> Data excerpts:
####################
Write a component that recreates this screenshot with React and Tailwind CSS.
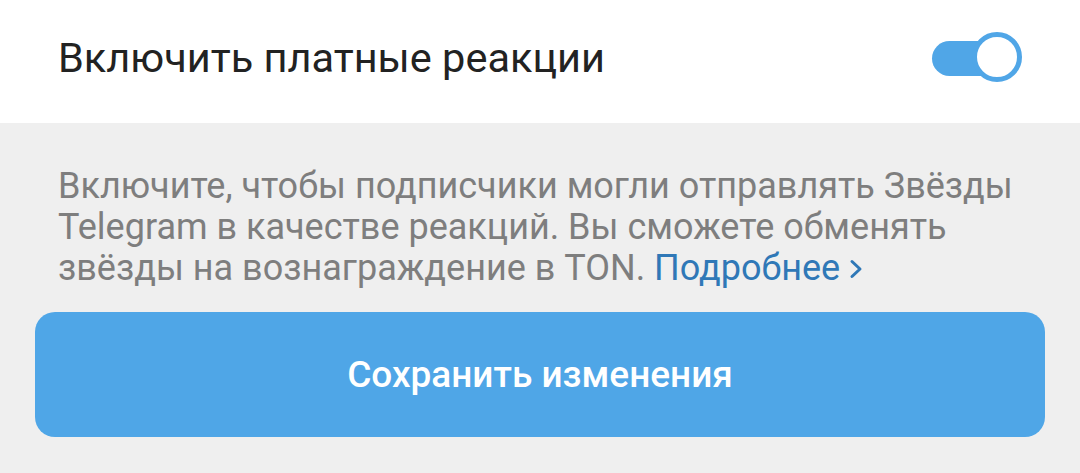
####################
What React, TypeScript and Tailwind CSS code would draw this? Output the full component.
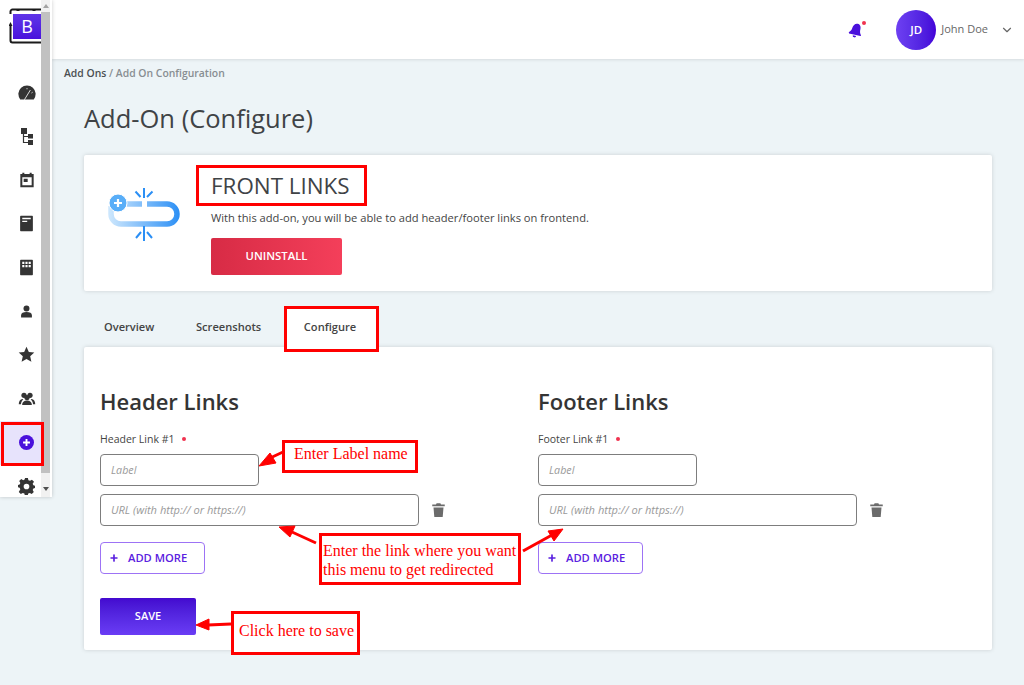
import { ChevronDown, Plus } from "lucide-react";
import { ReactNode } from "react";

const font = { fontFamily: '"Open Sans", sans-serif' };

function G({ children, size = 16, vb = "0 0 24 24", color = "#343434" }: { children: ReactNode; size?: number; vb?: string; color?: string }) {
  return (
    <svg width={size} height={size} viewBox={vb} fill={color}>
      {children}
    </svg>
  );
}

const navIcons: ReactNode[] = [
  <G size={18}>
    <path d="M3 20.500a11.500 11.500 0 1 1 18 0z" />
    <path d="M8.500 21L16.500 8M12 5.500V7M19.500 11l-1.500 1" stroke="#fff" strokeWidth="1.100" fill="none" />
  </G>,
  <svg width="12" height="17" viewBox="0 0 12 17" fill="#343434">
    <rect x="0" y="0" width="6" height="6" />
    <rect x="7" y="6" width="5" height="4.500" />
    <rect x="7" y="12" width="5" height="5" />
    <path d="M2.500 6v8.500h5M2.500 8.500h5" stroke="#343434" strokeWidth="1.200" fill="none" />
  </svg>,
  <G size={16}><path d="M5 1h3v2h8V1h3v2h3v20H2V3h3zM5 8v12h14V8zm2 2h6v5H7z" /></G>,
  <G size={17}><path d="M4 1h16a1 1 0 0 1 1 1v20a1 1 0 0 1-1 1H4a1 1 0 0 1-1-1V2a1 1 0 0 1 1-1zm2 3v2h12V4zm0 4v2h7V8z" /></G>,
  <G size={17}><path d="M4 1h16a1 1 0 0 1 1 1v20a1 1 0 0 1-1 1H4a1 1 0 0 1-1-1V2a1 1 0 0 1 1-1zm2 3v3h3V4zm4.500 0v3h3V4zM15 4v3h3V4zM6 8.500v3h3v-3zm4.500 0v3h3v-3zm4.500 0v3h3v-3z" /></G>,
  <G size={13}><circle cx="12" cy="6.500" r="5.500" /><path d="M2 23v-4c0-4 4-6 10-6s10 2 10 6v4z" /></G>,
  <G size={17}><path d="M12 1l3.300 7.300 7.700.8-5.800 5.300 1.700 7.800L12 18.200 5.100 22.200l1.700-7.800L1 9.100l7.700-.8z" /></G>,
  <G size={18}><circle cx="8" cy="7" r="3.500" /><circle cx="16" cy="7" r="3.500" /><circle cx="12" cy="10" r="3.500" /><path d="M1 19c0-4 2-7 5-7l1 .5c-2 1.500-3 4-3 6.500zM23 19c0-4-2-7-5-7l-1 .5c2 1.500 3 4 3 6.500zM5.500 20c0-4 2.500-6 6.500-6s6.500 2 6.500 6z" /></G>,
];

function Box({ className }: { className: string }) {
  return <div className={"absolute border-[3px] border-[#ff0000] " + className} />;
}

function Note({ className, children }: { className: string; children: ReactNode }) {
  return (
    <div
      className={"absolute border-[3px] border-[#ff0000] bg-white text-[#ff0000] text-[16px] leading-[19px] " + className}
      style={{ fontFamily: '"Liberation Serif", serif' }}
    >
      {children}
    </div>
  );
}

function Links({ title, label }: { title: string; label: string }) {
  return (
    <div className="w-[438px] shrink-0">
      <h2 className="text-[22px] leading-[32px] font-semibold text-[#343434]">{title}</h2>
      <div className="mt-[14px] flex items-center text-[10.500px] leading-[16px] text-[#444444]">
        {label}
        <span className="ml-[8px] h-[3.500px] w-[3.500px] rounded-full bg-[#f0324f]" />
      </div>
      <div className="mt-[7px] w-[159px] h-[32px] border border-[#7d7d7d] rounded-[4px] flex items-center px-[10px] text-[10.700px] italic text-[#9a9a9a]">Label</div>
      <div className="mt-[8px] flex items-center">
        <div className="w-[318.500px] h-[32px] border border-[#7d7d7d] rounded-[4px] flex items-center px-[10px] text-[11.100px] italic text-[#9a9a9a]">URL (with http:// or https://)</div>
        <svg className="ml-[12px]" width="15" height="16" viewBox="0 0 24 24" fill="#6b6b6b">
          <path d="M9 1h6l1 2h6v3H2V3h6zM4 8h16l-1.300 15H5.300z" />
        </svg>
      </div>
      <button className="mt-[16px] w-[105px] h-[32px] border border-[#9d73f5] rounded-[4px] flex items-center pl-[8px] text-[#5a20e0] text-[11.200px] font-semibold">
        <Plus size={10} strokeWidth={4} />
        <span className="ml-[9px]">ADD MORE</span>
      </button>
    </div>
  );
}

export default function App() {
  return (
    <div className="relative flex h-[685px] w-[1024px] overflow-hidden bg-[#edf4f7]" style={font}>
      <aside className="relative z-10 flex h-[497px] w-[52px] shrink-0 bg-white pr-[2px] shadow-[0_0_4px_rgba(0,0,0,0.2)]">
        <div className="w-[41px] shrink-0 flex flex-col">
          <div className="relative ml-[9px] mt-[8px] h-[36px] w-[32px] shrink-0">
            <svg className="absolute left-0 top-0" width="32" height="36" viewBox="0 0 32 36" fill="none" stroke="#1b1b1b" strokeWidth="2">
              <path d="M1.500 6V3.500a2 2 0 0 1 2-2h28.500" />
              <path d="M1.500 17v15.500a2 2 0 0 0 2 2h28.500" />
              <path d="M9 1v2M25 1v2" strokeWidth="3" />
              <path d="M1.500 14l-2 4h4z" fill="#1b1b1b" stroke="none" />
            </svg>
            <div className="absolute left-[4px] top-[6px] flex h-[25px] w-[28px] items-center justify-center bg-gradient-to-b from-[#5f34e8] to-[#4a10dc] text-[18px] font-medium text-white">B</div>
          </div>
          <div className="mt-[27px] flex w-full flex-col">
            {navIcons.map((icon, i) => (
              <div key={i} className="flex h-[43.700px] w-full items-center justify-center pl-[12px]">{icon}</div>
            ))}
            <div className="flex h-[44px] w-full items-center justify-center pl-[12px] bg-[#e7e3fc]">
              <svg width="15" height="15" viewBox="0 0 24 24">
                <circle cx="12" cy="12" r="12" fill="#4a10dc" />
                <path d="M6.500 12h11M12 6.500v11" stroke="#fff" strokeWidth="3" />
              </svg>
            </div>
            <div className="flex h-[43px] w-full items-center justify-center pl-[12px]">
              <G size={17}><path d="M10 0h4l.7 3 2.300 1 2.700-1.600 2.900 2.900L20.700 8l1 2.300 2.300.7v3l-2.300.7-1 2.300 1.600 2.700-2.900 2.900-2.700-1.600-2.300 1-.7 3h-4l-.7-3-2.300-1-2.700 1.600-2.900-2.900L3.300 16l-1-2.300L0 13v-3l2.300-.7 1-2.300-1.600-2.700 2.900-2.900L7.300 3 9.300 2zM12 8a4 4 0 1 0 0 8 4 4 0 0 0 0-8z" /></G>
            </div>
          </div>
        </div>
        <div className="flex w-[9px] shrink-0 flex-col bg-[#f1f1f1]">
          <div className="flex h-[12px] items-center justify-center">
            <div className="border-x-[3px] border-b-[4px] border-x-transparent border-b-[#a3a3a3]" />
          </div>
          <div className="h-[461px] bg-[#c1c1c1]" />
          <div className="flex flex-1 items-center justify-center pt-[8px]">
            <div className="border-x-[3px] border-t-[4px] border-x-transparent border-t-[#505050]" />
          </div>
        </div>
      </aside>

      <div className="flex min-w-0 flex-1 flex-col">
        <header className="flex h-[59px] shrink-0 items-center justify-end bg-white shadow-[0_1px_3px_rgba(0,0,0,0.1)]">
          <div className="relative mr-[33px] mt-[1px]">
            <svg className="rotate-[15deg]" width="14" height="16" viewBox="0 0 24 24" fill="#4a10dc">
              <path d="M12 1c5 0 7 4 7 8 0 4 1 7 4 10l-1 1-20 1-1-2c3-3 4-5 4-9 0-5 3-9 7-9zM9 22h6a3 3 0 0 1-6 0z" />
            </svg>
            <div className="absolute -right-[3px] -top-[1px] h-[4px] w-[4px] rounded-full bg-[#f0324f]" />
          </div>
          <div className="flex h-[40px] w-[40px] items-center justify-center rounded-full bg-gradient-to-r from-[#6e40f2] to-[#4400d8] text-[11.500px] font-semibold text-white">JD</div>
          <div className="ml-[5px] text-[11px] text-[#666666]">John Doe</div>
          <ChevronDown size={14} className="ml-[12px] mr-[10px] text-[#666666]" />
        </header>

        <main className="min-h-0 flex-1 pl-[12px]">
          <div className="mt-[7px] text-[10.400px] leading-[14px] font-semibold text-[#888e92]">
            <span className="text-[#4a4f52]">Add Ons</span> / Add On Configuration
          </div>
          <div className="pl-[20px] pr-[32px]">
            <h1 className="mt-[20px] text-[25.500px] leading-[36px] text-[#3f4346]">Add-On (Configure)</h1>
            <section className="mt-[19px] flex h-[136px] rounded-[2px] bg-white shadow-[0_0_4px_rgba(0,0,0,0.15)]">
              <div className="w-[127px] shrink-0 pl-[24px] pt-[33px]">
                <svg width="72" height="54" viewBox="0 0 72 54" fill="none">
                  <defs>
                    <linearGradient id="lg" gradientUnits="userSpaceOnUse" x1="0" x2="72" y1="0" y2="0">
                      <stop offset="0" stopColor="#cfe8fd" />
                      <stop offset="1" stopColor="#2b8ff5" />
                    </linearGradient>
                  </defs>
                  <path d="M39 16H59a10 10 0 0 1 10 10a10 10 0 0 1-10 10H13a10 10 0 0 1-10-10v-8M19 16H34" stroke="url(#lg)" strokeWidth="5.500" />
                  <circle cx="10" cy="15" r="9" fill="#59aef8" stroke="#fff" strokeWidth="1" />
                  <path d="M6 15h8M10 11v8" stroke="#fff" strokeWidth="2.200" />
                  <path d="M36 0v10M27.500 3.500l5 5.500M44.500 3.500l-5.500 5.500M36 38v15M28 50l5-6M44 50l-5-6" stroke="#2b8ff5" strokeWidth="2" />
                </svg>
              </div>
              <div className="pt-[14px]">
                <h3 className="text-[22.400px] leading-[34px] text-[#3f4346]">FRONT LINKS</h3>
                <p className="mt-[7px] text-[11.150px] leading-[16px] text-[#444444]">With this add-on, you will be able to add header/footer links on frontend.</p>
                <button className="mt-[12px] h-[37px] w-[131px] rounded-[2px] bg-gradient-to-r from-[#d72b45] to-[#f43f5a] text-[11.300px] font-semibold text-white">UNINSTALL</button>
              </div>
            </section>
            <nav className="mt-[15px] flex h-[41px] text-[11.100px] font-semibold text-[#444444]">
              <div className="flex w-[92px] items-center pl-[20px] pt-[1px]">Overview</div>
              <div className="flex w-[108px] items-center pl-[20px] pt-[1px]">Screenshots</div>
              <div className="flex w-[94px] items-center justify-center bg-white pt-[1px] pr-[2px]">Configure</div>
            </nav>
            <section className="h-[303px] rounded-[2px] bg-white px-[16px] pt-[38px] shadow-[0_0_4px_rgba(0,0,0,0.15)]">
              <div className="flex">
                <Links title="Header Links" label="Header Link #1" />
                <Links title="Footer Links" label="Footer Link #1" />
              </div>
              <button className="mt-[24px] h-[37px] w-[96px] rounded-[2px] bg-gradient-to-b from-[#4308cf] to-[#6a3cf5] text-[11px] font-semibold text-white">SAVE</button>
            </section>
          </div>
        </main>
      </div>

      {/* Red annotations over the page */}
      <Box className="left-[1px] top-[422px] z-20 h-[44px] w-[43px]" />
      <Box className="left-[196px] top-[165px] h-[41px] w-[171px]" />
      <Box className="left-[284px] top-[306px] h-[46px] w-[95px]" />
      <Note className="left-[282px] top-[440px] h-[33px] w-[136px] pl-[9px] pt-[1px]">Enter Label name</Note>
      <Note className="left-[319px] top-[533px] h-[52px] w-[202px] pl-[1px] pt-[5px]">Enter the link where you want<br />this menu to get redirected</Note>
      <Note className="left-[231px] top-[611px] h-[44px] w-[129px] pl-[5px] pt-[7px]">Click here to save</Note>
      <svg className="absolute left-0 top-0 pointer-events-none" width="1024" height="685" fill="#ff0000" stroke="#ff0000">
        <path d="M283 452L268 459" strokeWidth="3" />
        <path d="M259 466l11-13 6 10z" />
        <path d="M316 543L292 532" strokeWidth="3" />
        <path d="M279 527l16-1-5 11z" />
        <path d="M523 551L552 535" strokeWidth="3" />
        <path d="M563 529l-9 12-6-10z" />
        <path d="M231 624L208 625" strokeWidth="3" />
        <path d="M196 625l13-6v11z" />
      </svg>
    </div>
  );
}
####################
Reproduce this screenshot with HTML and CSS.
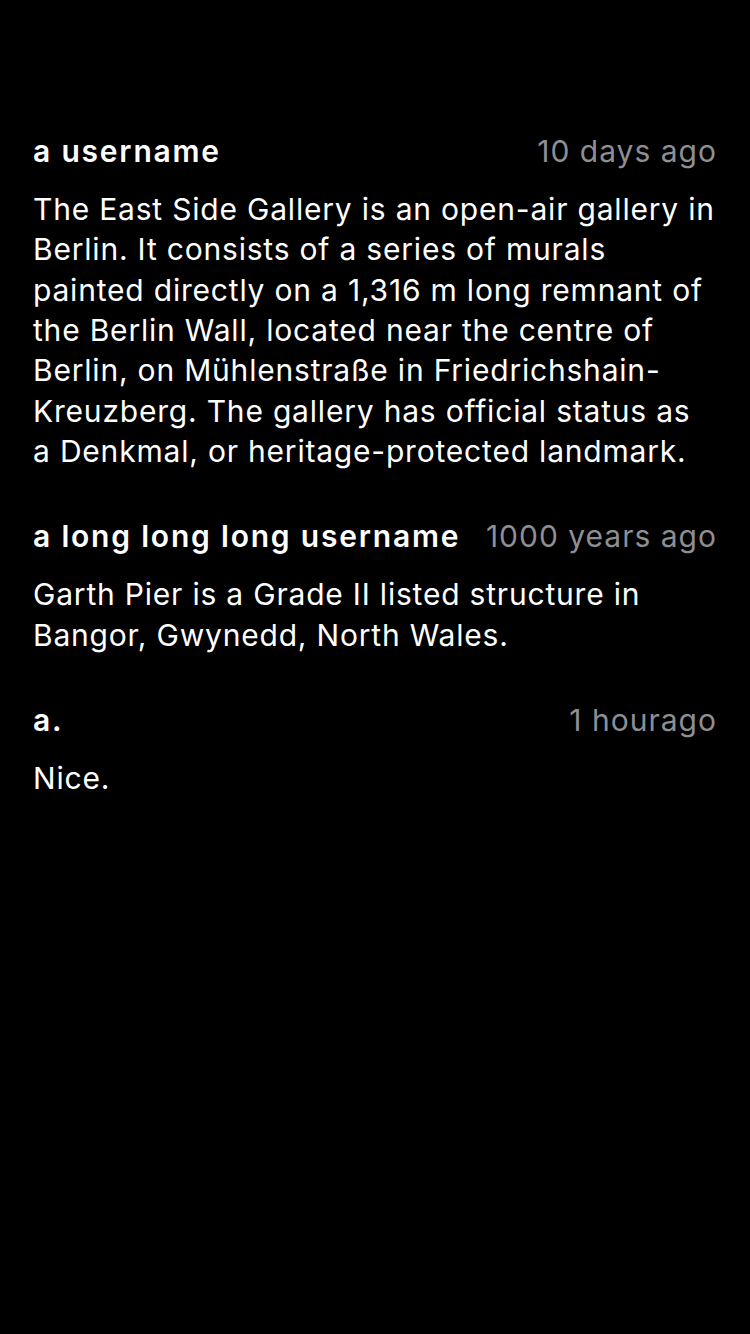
####################
Copy the lines from the entries above in which the word "component" appears.

> Final result:
Write a component that recreates this screenshot with React and Tailwind CSS.
What React, TypeScript and Tailwind CSS code would draw this? Output the full component.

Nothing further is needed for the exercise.